The company has maintained a relatively conservative pace of customer acquisition in the first half of this year. What is the management's view on the pace of customer acquisition in the second half of this year? Will customer acquisition cost be roughly the same as in the first half? Thank you.

Karen Ji, Senior Director of Capital Markets

Okay, let me do the translation. Thanks, Cindy. Regarding your question, we will say in the second half of the year, we may accelerate a bit our customer acquisition pace compared to the first half. This is because all the efforts we have put into profitability improvement in the first half are bearing fruit, giving us more confidence to acquire new customers. Furthermore, we are continuously expanding our customer acquisition channels, making our customer acquisition approach increasingly diversified.

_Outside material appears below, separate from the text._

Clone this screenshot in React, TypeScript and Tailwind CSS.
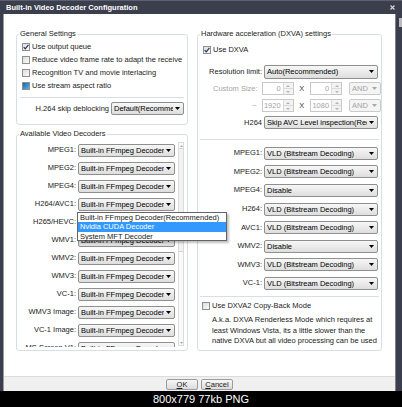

Our customer acquisition is not just limited to information flow advertising, but quite diversified. Over the past few quarters, our embedded finance model has maintained rapid growth with the ROA also being continuously optimized. At the same time, we are expanding two more API channels, such as e-commerce, short video, and other scenarios. We are also exploring embedded finance model with banks' apps. We are also referring some of our high-quality dormant users to the banks. All these initiatives will help us expand our customer reach or boost our loan volume. In other words, we are not simply pursuing loan volume growth, but quality loan growth, thus achieving an overall improvement in our business overall. Even at a similar scale, the quality of our business now is significantly better.

Cindy Wang, Analyst

Thank you.

Operator, Operator

Thank you. We have now reached the end of the question-and-answer session. Thank you very much for all your questions. I'll now turn the conference back to the management team for closing comments.

Alex Xu, CFO

Okay. Thanks again for everyone to join us for the call. If you have additional questions, please feel free to contact us offline. Thank you. Have a good day.

Operator, Operator

Thank you for your participation in today's conference. This does conclude the program. You may now disconnect.